At some point, that quietly inverted. Not because they took it from you. Because you, in your fifties and sixties, deliberately handed it over. You wanted them to be capable adults. You wanted, frankly, a break from being the one who held everything together.
The handover didn’t come with terms and conditions. You handed over their authority, and somehow, without anybody signing anything, your own authority went with it.
Pushing back at seventy-one means trying to reclaim something you yourself signed over. That’s a more delicate move than it sounds. Most of us, when the moment comes, swallow it and pour more tea instead.
What I’m going to try
No speech. No family meeting. This isn’t the kind of thing that responds to dramatic interventions.
What I’m going to try, in small ways, is to stop consenting.
The next time my daughter asks my son if I’ve been taking my tablets, I’m going to say, calmly, I have. You can ask me. Not angrily. Just as information.

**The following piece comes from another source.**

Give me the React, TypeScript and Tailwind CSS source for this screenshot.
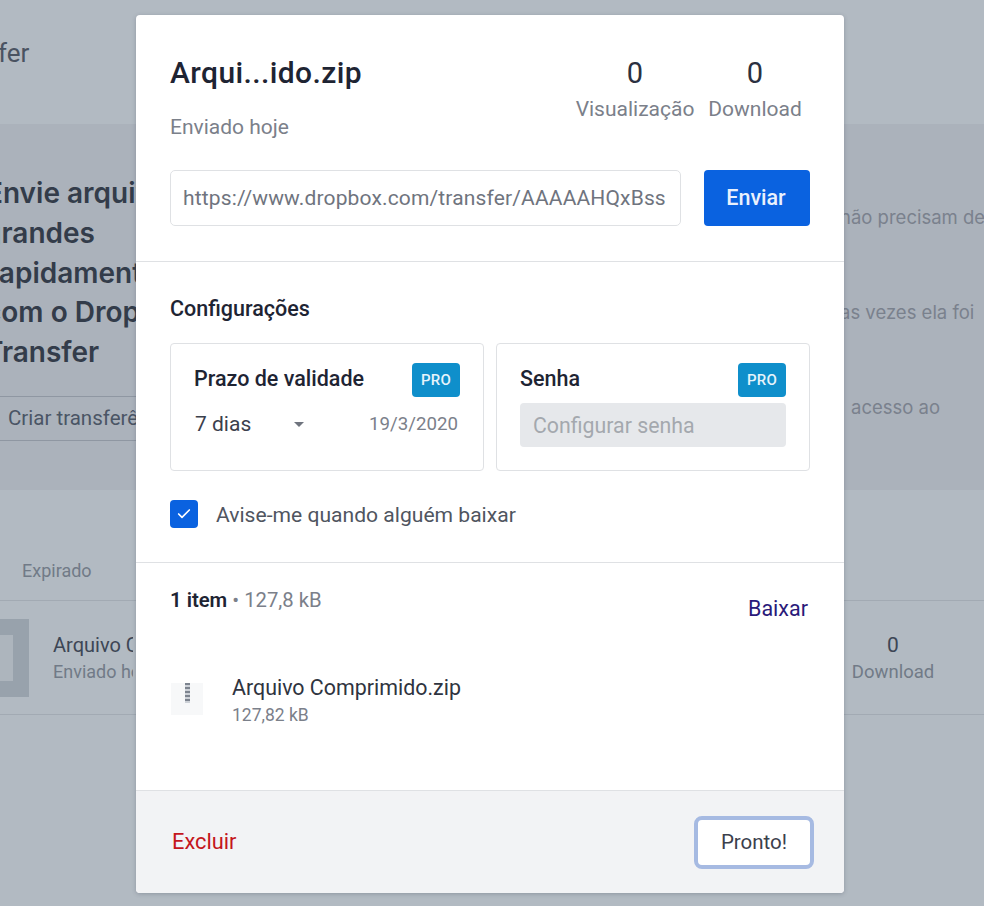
import { Check } from "lucide-react";

const font = "font-['Roboto','Liberation_Sans',sans-serif]";

function ProBadge() {
  return (
    <span className="flex h-[34px] w-[48px] items-center justify-center rounded-[4px] bg-[#0f8fcb] text-[15px] font-medium tracking-[0.2px] text-[#e6f4fb]">
      PRO
    </span>
  );
}

function Stat({ label, className }: { label: string; className: string }) {
  return (
    <div className={`mt-[1px] flex flex-col items-center ${className}`}>
      <span className="text-[29px] leading-[34px] text-[#2b3140]">0</span>
      <span className="mt-[6px] text-[21px] leading-[26px] text-[#7b808a]">{label}</span>
    </div>
  );
}

function Background() {
  return (
    <div className="flex h-full flex-col bg-[#b2bac2] text-[#59626f]">
      <div className="flex h-[124px] items-start pt-[35px]">
        <span className="ml-[-2px] text-[26px] leading-[36px] text-[#4a5361]">fer</span>
      </div>
      <div className="flex h-[366px] justify-between overflow-hidden bg-[#abb2bb]">
        <div className="flex w-[136px] flex-col overflow-hidden pt-[50px]">
          <div className="whitespace-nowrap text-[28px] font-semibold leading-[39.75px] text-[#333c4a] font-['Inter',sans-serif]">
            <p className="ml-[-14px]">Envie arquivos</p>
            <p className="ml-[-16px]">grandes</p>
            <p className="ml-[-12px]">rapidamente</p>
            <p className="ml-[-15px]">com o Dropbox</p>
            <p className="ml-[-15px]">Transfer</p>
          </div>
          <div className="mt-[23px] h-[45px] whitespace-nowrap border-y border-[#8f97a2] pl-[8px] text-[20.5px] leading-[42px] text-[#4a5565]">
            Criar transferência
          </div>
        </div>
        <div className="flex w-[140px] flex-col overflow-hidden whitespace-nowrap pt-[80px] text-[18.5px] font-['Inter',sans-serif] text-[#7a818d]">
          <p className="ml-[-4px] h-[95px]">não precisam de</p>
          <p className="ml-[-4px] h-[95px]">as vezes ela foi</p>
          <p className="ml-[7px]">acesso ao</p>
        </div>
      </div>
      <div className="flex h-[110px] items-end pb-[16px] pl-[22px] text-[18px] leading-[26px] text-[#717a87]">Expirado</div>
      <div className="flex h-[115px] items-center justify-between border-y border-[#a2aab3]">
        <div className="flex items-center gap-[24px]">
          <div className="ml-[-50px] h-[78px] w-[79px] border-[16px] border-[#98a2ac] bg-[#adb5bd]" />
          <div className="w-[80px] overflow-hidden whitespace-nowrap">
            <p className="text-[20px] leading-[28px] text-[#3d4655]">Arquivo Comprimido</p>
            <p className="text-[18px] leading-[26px] text-[#717a87]">Enviado hoje</p>
          </div>
        </div>
        <div className="mr-[50px] flex w-[82px] flex-col items-center">
          <span className="text-[21px] leading-[28px] text-[#3d4655]">0</span>
          <span className="text-[18.5px] leading-[26px] text-[#717a87]">Download</span>
        </div>
      </div>
      <div className="flex-1" />
    </div>
  );
}

function Modal() {
  return (
    <div className="absolute left-[136px] top-[15px] flex h-[878px] w-[708px] flex-col overflow-hidden rounded-[4px] bg-white shadow-[0_1px_4px_rgba(60,70,85,0.3)]">
      <section className="h-[247px] shrink-0 border-b border-[#dfe1e4] px-[34px] pt-[40px]">
        <div className="flex items-start justify-between">
          <div>
            <h1 className="text-[30px] font-medium leading-[36px] tracking-[0.4px] text-[#1e2433]">Arqui...ido.zip</h1>
            <p className="mt-[23px] text-[21px] leading-[26px] text-[#7b808a]">Enviado hoje</p>
          </div>
          <div className="mr-[8px] flex">
            <Stat label="Visualização" className="w-[118px]" />
            <Stat label="Download" className="ml-[14px] w-[94px]" />
          </div>
        </div>
        <div className="mt-[30px] flex justify-between">
          <div className="h-[56px] w-[511px] rounded-[5px] border border-[#dfe1e4] px-[12px]">
            <div className="overflow-hidden whitespace-nowrap text-[21px] leading-[55px] tracking-[0.15px] text-[#6f747e]">
              https://www.dropbox.com/transfer/AAAAAHQxBss
            </div>
          </div>
          <button className="h-[56px] w-[106px] rounded-[4px] bg-[#0a62e0] pr-[2px] text-[21.5px] font-medium text-[#e9f1fd]">Enviar</button>
        </div>
      </section>

      <section className="h-[301px] shrink-0 border-b border-[#dfe1e4] px-[34px] pt-[34px]">
        <h2 className="text-[21.5px] font-medium leading-[26px] text-[#1e2433]">Configurações</h2>
        <div className="mt-[21px] flex gap-[12px]">
          <div className="h-[128px] w-[314px] rounded-[4px] border border-[#dfe1e4] px-[23px] pt-[19px]">
            <div className="flex items-center justify-between">
              <span className="mb-[1px] text-[21.5px] font-medium text-[#1e2433]">Prazo de validade</span>
              <ProBadge />
            </div>
            <div className="mt-[14px] flex items-center text-[21px] leading-[26px]">
              <span className="ml-[1px] w-[99px] text-[#3b404c]">7 dias</span>
              <span className="h-0 w-0 border-x-[5px] border-t-[5px] border-x-transparent border-t-[#6f747e]" />
              <span className="ml-auto mr-[2px] text-[18.7px] text-[#7b808a]">19/3/2020</span>
            </div>
          </div>
          <div className="h-[128px] w-[314px] rounded-[4px] border border-[#dfe1e4] px-[23px] pt-[19px]">
            <div className="flex items-center justify-between">
              <span className="mb-[1px] text-[21.5px] font-medium text-[#1e2433]">Senha</span>
              <ProBadge />
            </div>
            <div className="mt-[6px] h-[44px] rounded-[4px] bg-[#e6e8eb] px-[13px] text-[21.3px] leading-[46px] text-[#a4a8ae]">Configurar senha</div>
          </div>
        </div>
        <div className="mt-[28px] flex items-center gap-[18px]">
          <span className="flex h-[28px] w-[28px] items-center justify-center rounded-[4px] bg-[#0a62e0]">
            <Check size={16} strokeWidth={2.5} className="text-white" />
          </span>
          <span className="mt-[2px] text-[21.1px] leading-[28px] text-[#50555f]">Avise-me quando alguém baixar</span>
        </div>
      </section>

      <section className="flex-1 px-[34px] pt-[23px]">
        <div className="flex items-start justify-between">
          <p className="text-[20.3px] leading-[28px] text-[#7b808a]">
            <span className="font-semibold text-[#1e2433]">1 item</span> • 127,8 kB
          </p>
          <button className="mr-[2px] mt-[9px] text-[21.5px] leading-[28px] text-[#2a1a7a]">Baixar</button>
        </div>
        <div className="mt-[51px] flex items-center gap-[29px] pl-[1px]">
          <div className="mb-[4px] flex h-[32px] w-[32px] justify-center bg-[#f7f8f9]">
            <div className="h-[20px] w-[5px] bg-[repeating-linear-gradient(180deg,#7d848f_0_2px,#cdd1d7_2px_4px)]" />
          </div>
          <div>
            <p className="text-[21.4px] leading-[28px] text-[#2f3440]">Arquivo Comprimido.zip</p>
            <p className="text-[17.5px] leading-[26px] text-[#7b808a]">127,82 kB</p>
          </div>
        </div>
      </section>

      <footer className="flex h-[103px] shrink-0 items-center justify-between border-t border-[#dfe1e4] bg-[#f2f3f5] pl-[36px] pr-[30px]">
        <button className="text-[21.8px] text-[#c4161c]">Excluir</button>
        <button className="h-[53px] w-[120px] rounded-[8px] border-[4px] border-[#a6bae2] bg-white text-[20.5px] text-[#3b404c]">Pronto!</button>
      </footer>
    </div>
  );
}

export default function App() {
  return (
    <div className={`relative h-[906px] w-[984px] overflow-hidden ${font}`}>
      <Background />
      <Modal />
    </div>
  );
}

The next time someone asks one of my children how I’m managing, in front of me, I’m going to say, I’m managing fine, thanks for asking. Cheerfully. Stepping back into the conversation that’s about me.
Small moves, repeated. I think my kids will notice. They’ll adjust. They love me. They aren’t trying to make me invisible. They’ve slipped into a habit, and the habit needs a steady, friendly pushback to break.
If you’ve noticed this in your own house — if your grown children have started discussing you over your head — you aren’t imagining it. It’s real. And you have more say in it than you’ve been using.
Each of those small moments is a moment when you could speak up, gently, and you’ve probably been choosing not to. You can stop choosing not to. Not loudly. Not angrily. Just one small I’m right here at a time.
You’ll be back in the conversation. You’ll be a participant again, not a topic. At our age, that might be one of the most important small fights left to have.
Pour the tea. Then say the sentence. They’ll hear you. They always could.